Iran’s story was similar to China in that it came under European pressure late, in the nineteenth century. Actually, both Iran and China were squeezed from two sides: from maritime powers (chiefly British Empire) and from the land-based empire (Russia). Here’s a bit of history, little known in America: the Anglo-Soviet invasion of Iran.
OK, what’s the point of reviewing all this history? The Eurasian Empires are extremely resilient entities and tend to reconstruct themselves following state breakdown. The mechanism is external pressure, first from Inner Asia and later from Oceania. This means that the current American policy that aims to put as much pressure on China, Russia, and Iran is likely to lead to the opposite result form the one intended. All these states have evolved cultural adaptations and imperial traditions to respond to external pressures by becoming more internally cohesive. In my view, the inevitable result of the current American policy will be that the geopolitical balance will eventually shift decisively in favor of Eurasia. In other words, blowback.

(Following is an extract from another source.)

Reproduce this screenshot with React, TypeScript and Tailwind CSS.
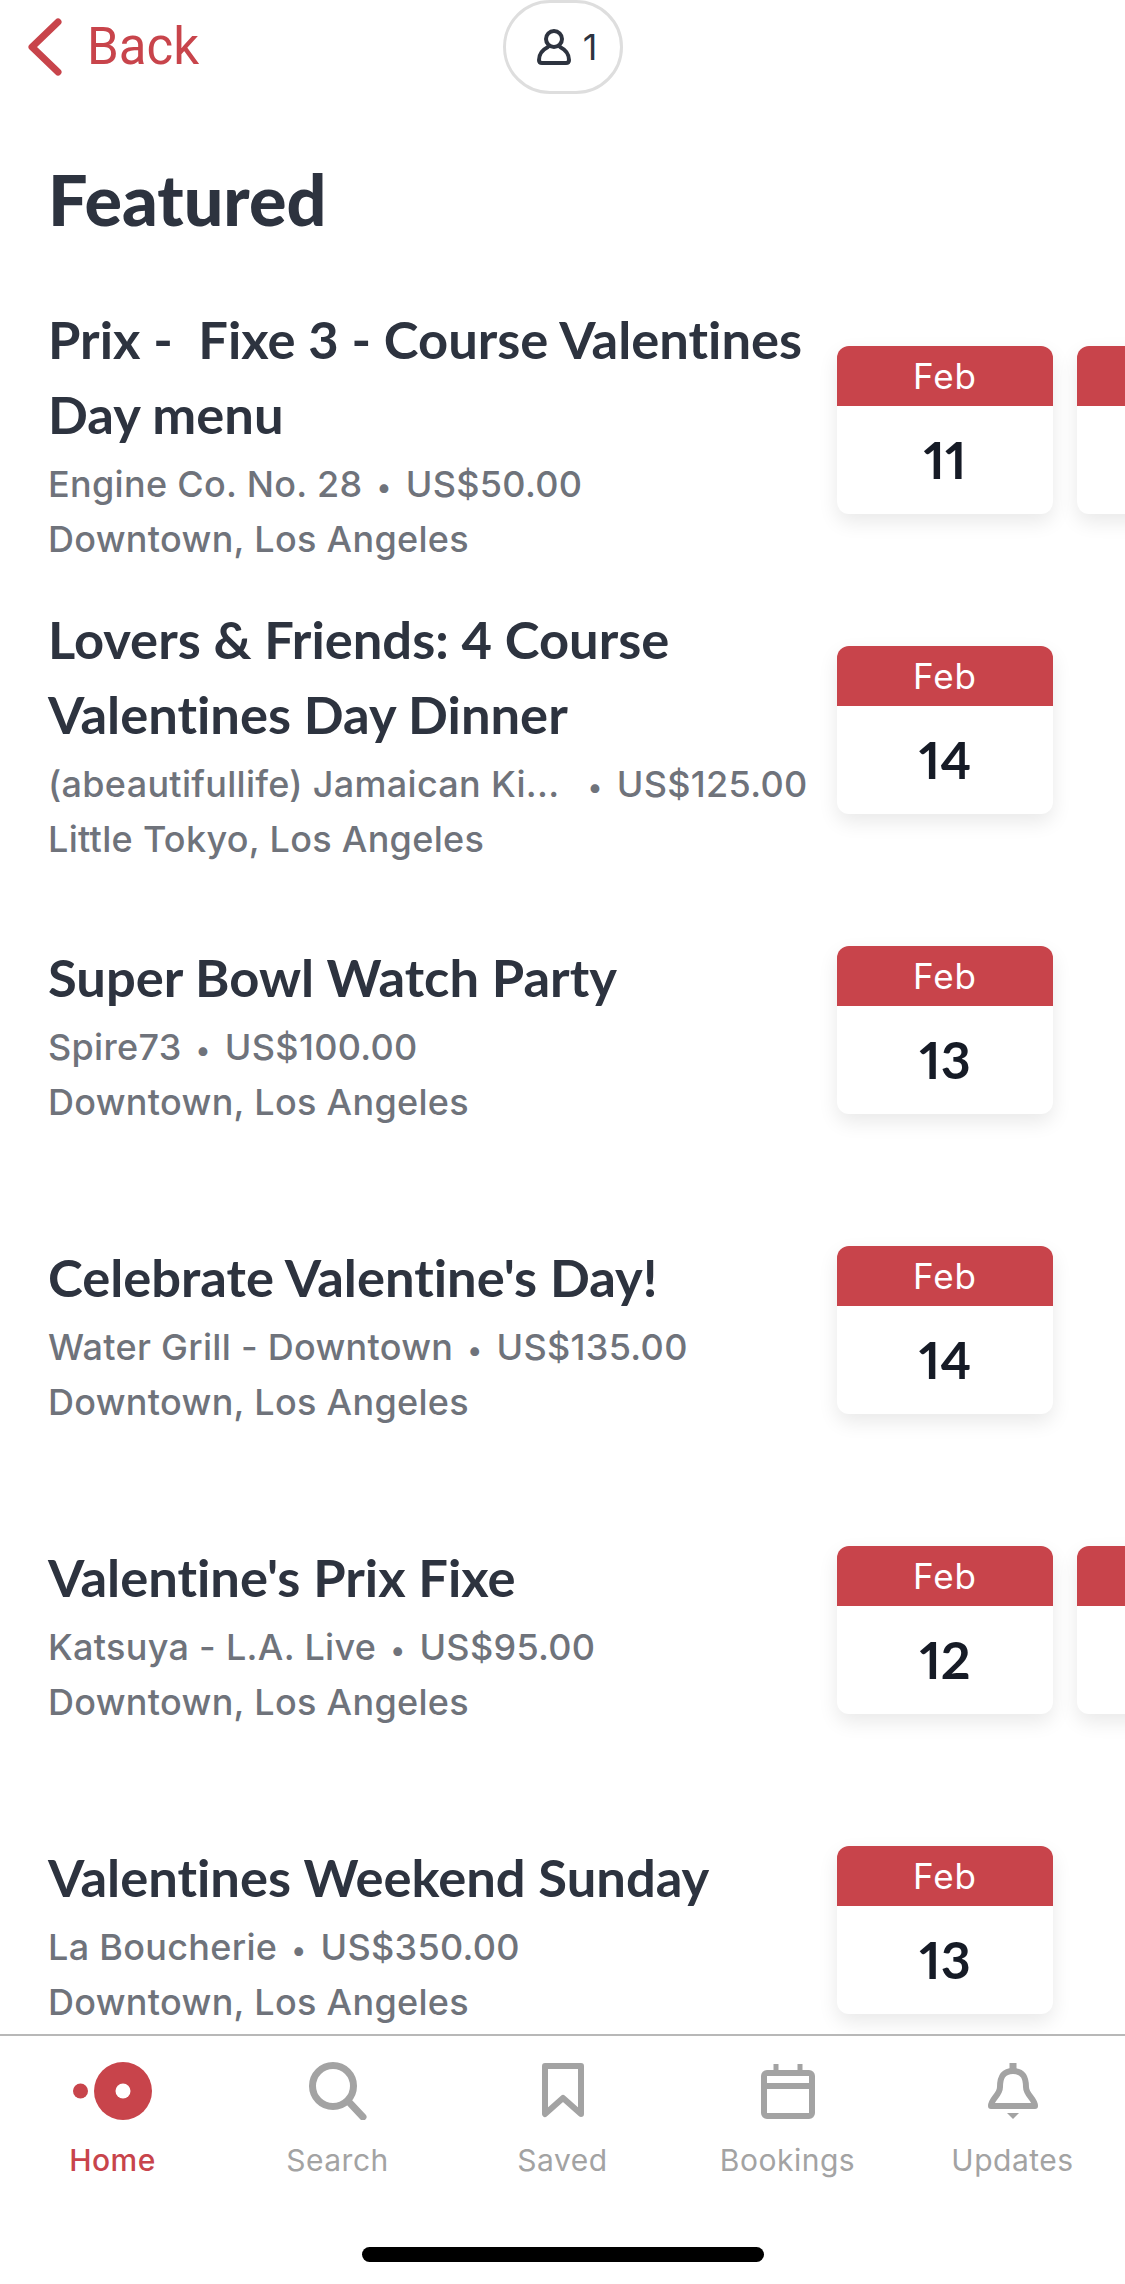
import React from "react";

const events = [
  { title: ["Prix -  Fixe 3 - Course Valentines", "Day menu"], venue: "Engine Co. No. 28", price: "US$50.00", area: "Downtown, Los Angeles", day: 11, more: true },
  { title: ["Lovers & Friends: 4 Course", "Valentines Day Dinner"], venue: "(abeautifullife) Jamaican Ki...", price: "US$125.00", area: "Little Tokyo, Los Angeles", day: 14, wide: true },
  { title: ["Super Bowl Watch Party"], venue: "Spire73", price: "US$100.00", area: "Downtown, Los Angeles", day: 13 },
  { title: ["Celebrate Valentine's Day!"], venue: "Water Grill - Downtown", price: "US$135.00", area: "Downtown, Los Angeles", day: 14 },
  { title: ["Valentine's Prix Fixe"], venue: "Katsuya - L.A. Live", price: "US$95.00", area: "Downtown, Los Angeles", day: 12, more: true },
  { title: ["Valentines Weekend Sunday"], venue: "La Boucherie", price: "US$350.00", area: "Downtown, Los Angeles", day: 13 },
];

function DateCard({ day }: { day?: number }) {
  return (
    <div className="w-[216px] h-[168px] shrink-0 rounded-[12px] overflow-hidden bg-white shadow-[0_8px_20px_rgba(0,0,0,0.09)]">
      <div className="h-[60px] bg-[#c8444b] flex items-center justify-center text-white text-[35px] tracking-[1px] font-['Inter',sans-serif]">
        {day ? "Feb" : ""}
      </div>
      <div className="h-[108px] pb-[2px] flex items-center justify-center text-[#161b26] text-[52px] font-bold [font-variant-numeric:proportional-nums] font-['Lato',sans-serif]">
        {day}
      </div>
    </div>
  );
}

function EventRow({ ev }: { ev: (typeof events)[number] }) {
  return (
    <div className="h-[300px] shrink-0 flex items-center pl-12 overflow-hidden">
      <div className="w-[789px] shrink-0 pt-[8px]">
        <div className="text-[52.5px] leading-[75px] font-bold text-[#2d333f] [font-variant-ligatures:none] font-['Lato',sans-serif] whitespace-pre">
          {ev.title.map((line) => (
            <div key={line}>{line}</div>
          ))}
        </div>
        <div className="mt-[6px] text-[36px] leading-[55px] tracking-[0.3px] font-medium text-[#6f737b] font-['Inter',sans-serif] whitespace-pre">
          <div>
            {ev.venue}
            <span className={ev.wide ? "ml-[28px] mr-[14px] text-[28px] leading-none" : "mx-[14px] text-[28px] leading-none"}>•</span>
            {ev.price}
          </div>
          <div>{ev.area}</div>
        </div>
      </div>
      <div className="flex gap-6">
        <DateCard day={ev.day} />
        {ev.more && <DateCard />}
      </div>
    </div>
  );
}

function Tab({ label, active, children }: { label: string; active?: boolean; children: React.ReactNode }) {
  return (
    <div className="flex flex-col items-center">
      <div className="h-[60px] flex items-center justify-center">{children}</div>
      <div className={`mt-[19px] text-[30px] leading-[40px] tracking-[0.5px] font-['Inter',sans-serif] ${active ? "text-[#c8444b] font-medium" : "text-[#a3a3a3]"}`}>
        {label}
      </div>
    </div>
  );
}

export default function App() {
  return (
    <div className="w-[1125px] h-[2284px] bg-white flex flex-col overflow-hidden">
      {/* Top bar */}
      <div className="h-[94px] shrink-0 grid grid-cols-3 items-center">
        <div className="flex items-center pl-[27px] text-[#c8444b]">
          <svg width="36" height="58" viewBox="0 0 36 58" fill="none" stroke="#c8444b" strokeWidth="7" strokeLinecap="round" strokeLinejoin="round">
            <path d="M31 4 L5 29 L31 54" />
          </svg>
          <span className="ml-[24px] text-[51px] font-['Roboto',sans-serif]">Back</span>
        </div>
        <div className="justify-self-center w-[120px] h-[94px] rounded-[47px] border-[3px] border-[#dedede] flex items-center justify-center gap-[12px] pl-[9px]">
          <svg width="34" height="36" viewBox="0 0 34 36" fill="none" stroke="#2d333f" strokeWidth="4">
            <ellipse cx="17" cy="10" rx="8" ry="8" />
            <path d="M11 18 C5 21 2 26 2 31 Q2 34 5 34 L29 34 Q32 34 32 31 C32 26 29 21 23 18" strokeLinecap="round" />
          </svg>
          <span className="text-[36px] text-[#2d333f] font-['Inter',sans-serif]">1</span>
        </div>
      </div>

      {/* List */}
      <div className="flex-1 min-h-0 overflow-hidden">
        <h1 className="h-[186px] pl-[48px] pt-[61px] text-[70px] leading-[88px] font-black text-[#2d333f] font-['Lato',sans-serif]">
          Featured
        </h1>
        {events.map((ev) => (
          <EventRow key={ev.venue} ev={ev} />
        ))}
      </div>

      {/* Tab bar */}
      <div className="h-[250px] shrink-0 border-t-2 border-[#b8b8b8] relative">
        <div className="grid grid-cols-5 pt-[25px]">
          <Tab label="Home" active>
            <svg width="80" height="58" viewBox="0 0 80 58">
              <circle cx="7.5" cy="29" r="7.5" fill="#c8444b" />
              <circle cx="50" cy="29" r="29" fill="#c8444b" />
              <circle cx="50" cy="29" r="7.5" fill="#fff" />
            </svg>
          </Tab>
          <Tab label="Search">
            <svg width="58" height="58" viewBox="0 0 58 58" fill="none" stroke="#a3a3a3" strokeWidth="7">
              <circle cx="24" cy="24" r="20.5" />
              <path d="M39 39 L54 55" strokeLinecap="round" />
            </svg>
          </Tab>
          <Tab label="Saved">
            <svg width="42" height="56" viewBox="0 0 42 56" fill="none" stroke="#a3a3a3" strokeWidth="6" strokeLinejoin="round">
              <path d="M3 3 H39 V51 L21 35 L3 51 Z" />
            </svg>
          </Tab>
          <Tab label="Bookings">
            <svg width="54" height="56" viewBox="0 0 54 56" fill="none" stroke="#a3a3a3" strokeWidth="6" strokeLinejoin="round">
              <rect x="3" y="10" width="48" height="43" rx="3" />
              <path d="M3 23 H51" />
              <path d="M15 1 V10 M39 1 V10" strokeWidth="5" />
            </svg>
          </Tab>
          <Tab label="Updates">
            <svg width="50" height="56" viewBox="0 0 50 56" fill="none" stroke="#a3a3a3" strokeWidth="6" strokeLinejoin="round">
              <path d="M25 8 C14 8 12 16 12 24 C12 32 3 36 3 43 H47 C47 36 38 32 38 24 C38 16 36 8 25 8 Z" />
              <path d="M25 0 V8" strokeWidth="7" />
              <path d="M19 50 H31 L25 56 Z" fill="#a3a3a3" stroke="none" />
            </svg>
          </Tab>
        </div>
        <div className="absolute left-[362px] top-[211px] w-[402px] h-[15px] rounded-full bg-black" />
      </div>
    </div>
  );
}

So far, I’ve been looking at the current geopolitical confrontation from the Eurasia’s point of view. But what does history tell us about Oceanic powers? Unlike resilient Eurasian empires, maritime great powers tend to be relatively short-lived. World Systems theorists, such as Giovanni Arrighi, have a list of “hegemons” preceding the current one, USA. These are, in reverse chronological order, the British Empire, the Netherlands, Portugal, and Genoa (see a recent article by my colleague Chris Chase-Dunn). In my opinion, only the British Empire qualifies, while calling Genoa, Portugal, and the Netherlands “hegemons” is quite a stretch.
Still, it is an interesting set of polities to consider. Each of these states, from Britain back, enjoyed its heyday and then declined into insignificance. There could be many explanations for such impermanence, but one is that they all were, or soon became, plutocracies (the rule by the wealthy) and plutocracies tend to be quite fragile, for reasons that I explain in Chapter 6 of End Times. If America fits this pattern, its days as a hegemon are numbered.
You see, when the West applies pressure, it expects fracture.
But pressure, in the Eurasian core, becomes myth,
and myth becomes state again.
How would technology possibly change this? Previously empires and power blocks had hard currency (gold, silver etc), whereas now much of this is digitised/tokenized and centralised. The western dominance of global finance is also unprecedented (?) in its reach.
Russia's inability subdue Ukraine in a timely manner and US et als destabilising campaign WW is highly effective. Eg Iraq, Syria, Ukraine, Latin America. The US and it's juniors don't need to be completely resilient if they can sow chaos abroad and at home?